Sorry it took so long to come and "meet" you! There's been some crazy drama the last couple of days {as you may have read}, but I hope things will be smooth sailing from here.

I've never added the "follow" thing.... I just add people to my google reader and follow them that way. I can look into it. When you follow people, does it update you when they blog?

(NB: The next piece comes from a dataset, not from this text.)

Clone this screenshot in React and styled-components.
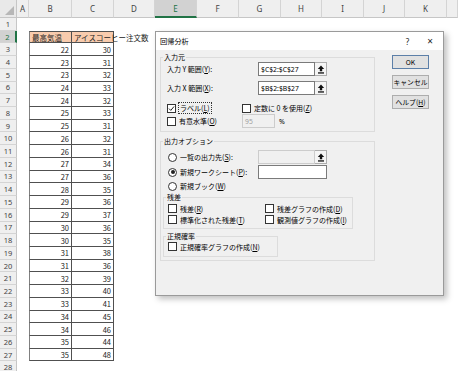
import React from "react";
import styled, { createGlobalStyle } from "styled-components";

const GlobalStyle = createGlobalStyle`
  body {
    margin: 0;
    background: #ffffff;
    font-family: "Noto Sans CJK JP", "Noto Sans", sans-serif;
  }
`;

const colWidths = [17, 12, 43, 42, 41, 42, 42, 42, 41, 42, 41, 42, 11];
const letters = ["", "A", "B", "C", "D", "E", "F", "G", "H", "I", "J", "K", ""];
const ROWS = 28;

const data = [
  [22, 30], [23, 31], [23, 32], [24, 33], [24, 32], [25, 33], [25, 31],
  [26, 32], [26, 31], [27, 34], [27, 36], [28, 35], [29, 36], [29, 37],
  [30, 36], [30, 35], [31, 38], [31, 36], [32, 39], [33, 40], [33, 41],
  [34, 45], [34, 46], [35, 44], [35, 48],
];

const Page = styled.div`
  position: relative;
  width: 458px;
  height: 371px;
  overflow: hidden;
`;

const Sheet = styled.div`
  display: grid;
  grid-template-columns: ${colWidths.map((w) => `${w}px`).join(" ")};
  grid-template-rows: 18px repeat(${ROWS}, 12.72px);
  background: #ffffff;
`;

const Corner = styled.div`
  position: relative;
  background: #e9e9e9;
  border-right: 1px solid #c6c6c6;
  border-bottom: 1px solid #c6c6c6;
  box-sizing: border-box;
  &::after {
    content: "";
    position: absolute;
    right: 2px;
    bottom: 2px;
    border-style: solid;
    border-width: 0 0 9px 9px;
    border-color: transparent transparent #b7b7b7 transparent;
  }
`;

const ColHead = styled.div`
  box-sizing: border-box;
  display: flex;
  align-items: center;
  justify-content: center;
  font-family: "Noto Sans", sans-serif;
  font-size: 8px;
  color: ${({ $selected }) => ($selected ? "#217346" : "#444")};
  background: ${({ $selected }) => ($selected ? "#d2d2d2" : "#efefef")};
  border-right: 1px solid #d4d4d4;
  border-bottom: ${({ $selected }) =>
    $selected ? "2px solid #217346" : "1px solid #c6c6c6"};
`;

const RowHead = styled.div`
  box-sizing: border-box;
  display: flex;
  align-items: center;
  justify-content: center;
  font-family: "Noto Sans", sans-serif;
  font-size: 7.5px;
  color: ${({ $selected }) => ($selected ? "#217346" : "#444")};
  background: ${({ $selected }) => ($selected ? "#d2d2d2" : "#efefef")};
  border-bottom: 1px solid #d4d4d4;
  border-right: ${({ $selected }) =>
    $selected ? "2px solid #217346" : "1px solid #c6c6c6"};
`;

const Cell = styled.div`
  box-sizing: border-box;
  display: flex;
  align-items: center;
  justify-content: ${({ $align }) => ($align === "right" ? "flex-end" : "flex-start")};
  padding: 0 2px;
  font-size: 7.5px;
  color: #222;
  white-space: nowrap;
  overflow: visible;
  position: relative;
  z-index: ${({ $boxed }) => ($boxed ? 1 : 0)};
  background: ${({ $fill }) => $fill || "transparent"};
  border-right: ${({ $boxed }) => ($boxed ? "1px solid #505050" : "none")};
  border-bottom: ${({ $boxed }) => ($boxed ? "1px solid #505050" : "none")};
  border-top: ${({ $top }) => ($top ? "1px solid #505050" : "none")};
  border-left: ${({ $left }) => ($left ? "1px solid #808080" : "none")};
`;

const Dialog = styled.div`
  position: absolute;
  left: 155px;
  top: 31px;
  width: 289px;
  height: 265px;
  box-sizing: border-box;
  background: #f0f0f0;
  border: 1px solid #9a9a9a;
  box-shadow: 3px 3px 6px rgba(0, 0, 0, 0.25);
  display: flex;
  flex-direction: column;
  font-size: 7px;
  color: #000;
`;

const TitleBar = styled.div`
  height: 18px;
  background: #ffffff;
  display: flex;
  align-items: center;
  padding: 0 10px 0 4px;
  font-size: 7.2px;
`;

const TitleText = styled.div`
  flex: 1;
`;

const TitleGlyph = styled.span`
  font-family: "Noto Sans", sans-serif;
  font-size: ${({ $size }) => $size}px;
  color: #222;
  margin-left: ${({ $ml }) => $ml || 0}px;
`;

const Body = styled.div`
  display: flex;
  padding: 3px 0 0 4px;
  gap: 17px;
`;

const Main = styled.div`
  width: 215px;
  display: flex;
  flex-direction: column;
`;

const Group = styled.fieldset`
  margin: ${({ $mt }) => $mt || 0}px 0 0 0;
  padding: 0 0 ${({ $pb }) => $pb}px 2px;
  min-width: 0;
  width: ${({ $w }) => $w}px;
  box-sizing: border-box;
  border: 1px solid #dcdcdc;
  display: flex;
  flex-direction: column;
`;

const Legend = styled.legend`
  padding: 0 1px;
  font-size: 7px;
  line-height: 9px;
`;

const Row = styled.div`
  display: flex;
  align-items: center;
  height: ${({ $h }) => $h}px;
  margin-top: ${({ $mt }) => $mt || 0}px;
  padding-left: ${({ $pl }) => ($pl === undefined ? 4 : $pl)}px;
  white-space: nowrap;
`;

const Label = styled.div`
  width: ${({ $w }) => $w}px;
  display: flex;
  align-items: center;
  flex-shrink: 0;
`;

const Key = styled.span`
  text-decoration: underline;
`;

const TextBox = styled.div`
  width: ${({ $w }) => $w}px;
  height: 14px;
  box-sizing: border-box;
  display: flex;
  align-items: center;
  padding-left: 2px;
  font-family: "Noto Sans", sans-serif;
  font-size: 6.8px;
  color: ${({ $disabled }) => ($disabled ? "#a0a0a0" : "#000")};
  background: ${({ $disabled }) => ($disabled ? "#f0f0f0" : "#ffffff")};
  border: 1px solid ${({ $disabled }) => ($disabled ? "#cccccc" : "#7a7a7a")};
`;

const RefButton = styled.div`
  width: 12px;
  height: 14px;
  box-sizing: border-box;
  display: flex;
  align-items: center;
  justify-content: center;
  background: #f5f5f5;
  border: 1px solid #adadad;
  border-left: none;
`;

const Box = styled.span`
  width: 9px;
  height: 9px;
  box-sizing: border-box;
  flex-shrink: 0;
  display: inline-flex;
  align-items: center;
  justify-content: center;
  background: #ffffff;
  border: 1px solid #333;
  border-radius: ${({ $round }) => ($round ? "50%" : "0")};
  margin-right: 3px;
`;

const Dot = styled.span`
  width: 4px;
  height: 4px;
  border-radius: 50%;
  background: #222;
`;

const Focus = styled.span`
  outline: 1px dotted #333;
  padding: 0 1px;
`;

const Percent = styled.span`
  margin-left: 4px;
  font-family: "Noto Sans", sans-serif;
`;

const Buttons = styled.div`
  width: 37px;
  display: flex;
  flex-direction: column;
  gap: 6px;
  padding-top: 2px;
`;

const Button = styled.div`
  height: 14px;
  box-sizing: border-box;
  display: flex;
  align-items: center;
  justify-content: center;
  background: #e1e1e1;
  font-size: 6.8px;
  border: 1px solid ${({ $default }) => ($default ? "#5c7fa8" : "#adadad")};
`;

const UpArrow = () => (
  <svg width="8" height="9" viewBox="0 0 8 9">
    <polygon points="4,0.5 0.8,4 2.8,4 2.8,6.2 5.2,6.2 5.2,4 7.2,4" fill="#111" />
    <rect x="1" y="7.3" width="6" height="1.3" fill="#111" />
  </svg>
);

const CheckMark = () => (
  <svg width="7" height="7" viewBox="0 0 7 7">
    <polyline points="1,3.6 2.8,5.4 6,1.5" fill="none" stroke="#222" strokeWidth="1" />
  </svg>
);

const CheckOption = ({ w, checked, focus, children }) => (
  <Label $w={w}>
    <Box>{checked && <CheckMark />}</Box>
    {focus ? <Focus>{children}</Focus> : <span>{children}</span>}
  </Label>
);

const RadioOption = ({ w, checked, children }) => (
  <Label $w={w}>
    <Box $round>{checked && <Dot />}</Box>
    <span>{children}</span>
  </Label>
);

const SheetGrid = () => {
  const cells = [];
  letters.forEach((l, i) => {
    if (i === 0) cells.push(<Corner key="corner" />);
    else cells.push(<ColHead key={`h${i}`} $selected={l === "E"}>{l}</ColHead>);
  });
  for (let r = 1; r <= ROWS; r++) {
    cells.push(<RowHead key={`r${r}`} $selected={r === 2}>{r}</RowHead>);
    for (let c = 1; c < letters.length; c++) {
      const col = letters[c];
      const inTable = (col === "B" || col === "C") && r >= 2 && r <= 27;
      let text = "";
      let fill;
      let align = "right";
      if (inTable && r === 2) {
        fill = "#f8cbad";
        align = "left";
        text = col === "B" ? "最高気温" : "アイスコーヒー注文数";
      } else if (inTable) {
        text = data[r - 3][col === "B" ? 0 : 1];
      }
      cells.push(
        <Cell
          key={`c${c}-${r}`}
          $boxed={inTable}
          $top={inTable && r === 2}
          $left={inTable && col === "B"}
          $fill={fill}
          $align={align}
        >
          {text}
        </Cell>
      );
    }
  }
  return <Sheet>{cells}</Sheet>;
};

const RegressionDialog = () => (
  <Dialog>
    <TitleBar>
      <TitleText>回帰分析</TitleText>
      <TitleGlyph $size={8}>?</TitleGlyph>
      <TitleGlyph $size={10} $ml={18}>×</TitleGlyph>
    </TitleBar>
    <Body>
      <Main>
        <Group $pb={3}>
          <Legend>入力元</Legend>
          <Row $h={14}>
            <Label $w={91}>入力 Y 範囲(<Key>Y</Key>):</Label>
            <TextBox $w={57}>$C$2:$C$27</TextBox>
            <RefButton><UpArrow /></RefButton>
          </Row>
          <Row $h={14} $mt={5}>
            <Label $w={91}>入力 X 範囲(<Key>X</Key>):</Label>
            <TextBox $w={57}>$B$2:$B$27</TextBox>
            <RefButton><UpArrow /></RefButton>
          </Row>
          <Row $h={12} $mt={7}>
            <CheckOption w={75} checked focus>ラベル(<Key>L</Key>)</CheckOption>
            <CheckOption w={120}>定数に 0 を使用(<Key>Z</Key>)</CheckOption>
          </Row>
          <Row $h={14}>
            <CheckOption w={75}>有意水準(<Key>O</Key>)</CheckOption>
            <TextBox $w={33} $disabled>95</TextBox>
            <Percent>%</Percent>
          </Row>
        </Group>
        <Group $mt={5} $pb={3}>
          <Legend>出力オプション</Legend>
          <Row $h={14} $mt={4} $pl={5}>
            <RadioOption w={90}>一覧の出力先(<Key>S</Key>):</RadioOption>
            <TextBox $w={57} $disabled />
            <RefButton><UpArrow /></RefButton>
          </Row>
          <Row $h={14} $mt={1} $pl={5}>
            <RadioOption w={90} checked>新規ワークシート(<Key>P</Key>):</RadioOption>
            <TextBox $w={69} />
          </Row>
          <Row $h={12} $mt={1} $pl={5}>
            <RadioOption w={90}>新規ブック(<Key>W</Key>)</RadioOption>
          </Row>
          <Group $w={190} $mt={1} $pb={3}>
            <Legend>残差</Legend>
            <Row $h={11} $mt={1} $pl={2}>
              <CheckOption w={97}>残差(<Key>R</Key>)</CheckOption>
              <CheckOption w={88}>残差グラフの作成(<Key>D</Key>)</CheckOption>
            </Row>
            <Row $h={11} $pl={2}>
              <CheckOption w={97}>標準化された残差(<Key>T</Key>)</CheckOption>
              <CheckOption w={88}>観測値グラフの作成(<Key>I</Key>)</CheckOption>
            </Row>
          </Group>
          <Group $w={115} $mt={3} $pb={4}>
            <Legend>正規確率</Legend>
            <Row $h={11} $pl={2}>
              <CheckOption w={108}>正規確率グラフの作成(<Key>N</Key>)</CheckOption>
            </Row>
          </Group>
        </Group>
      </Main>
      <Buttons>
        <Button $default>OK</Button>
        <Button>キャンセル</Button>
        <Button>ヘルプ(<Key>H</Key>)</Button>
      </Buttons>
    </Body>
  </Dialog>
);

const App = () => (
  <Page>
    <GlobalStyle />
    <SheetGrid />
    <RegressionDialog />
  </Page>
);

export default App;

Thanks for saying hello, and I'm glad to have a new friend! :)

jenn said...

based on my post earlier this week - you KNOW i'm with you, girl!! i completely understand. and i felt the same way at my wedding - only about my mom instead of my grandmothers. there are certain things people should not have to miss out on & i guess we'll never know why God chooses to take some away too soon.

Anonymous said...

I have moments like this constantly. Especially when I'm cooking and I think about Aunt Vera, who taught me everything I need to know about making manhattans, and deviled eggs. Your post brought tears to my eyes and happy memories to the surface.

Thanks!

Alissa said...

Amber you certainly have a way with words. This is just precious and made me miss my grandma too.

Stacey said...

Pretty awesome, but you have to change the cigarette to Benson & Hedges 100's for Nana. She trashed talked those who smoked Winston. HA HA.
Oh and thanks for making me CRY!!!

These two would be very very proud of the woman you have become! I know that I am!

Unknown said...

Just beautiful....you brought tears to my eyes

Kristin said...

Wow, this was such a real heartfelt wonderfully written post Amber! Very dear to my heart too as I watch my 91 year old grandmother who lived with us for 8 years slipping away from us thanks to dementia. I cling to the memories, the good memories that we share! I am absolutely sure that your dear grandmas had a front row seat to the happiest day of your life! God's so kind like that :-) Thanks for sharing your heart with us, ~Kristin from Windy Poplars

Ashleigh said...

This is really sweet.

Leah said...

You write so beautifully. Scents, sights, etc. are indeed nostalgia triggers. Remember, too, that one day in the future you'll smell or see something that reminds you of this time right now in your life. Right here, right now. You may look back on now as a precious time and long to go back...

Tyly said...

PS - I added a followers box just for you! :)

Amy Gene said...

So beautiful. I too, lost both of my grandmothers and I like to think that when I am walking down aisle in June they will both be watching as well.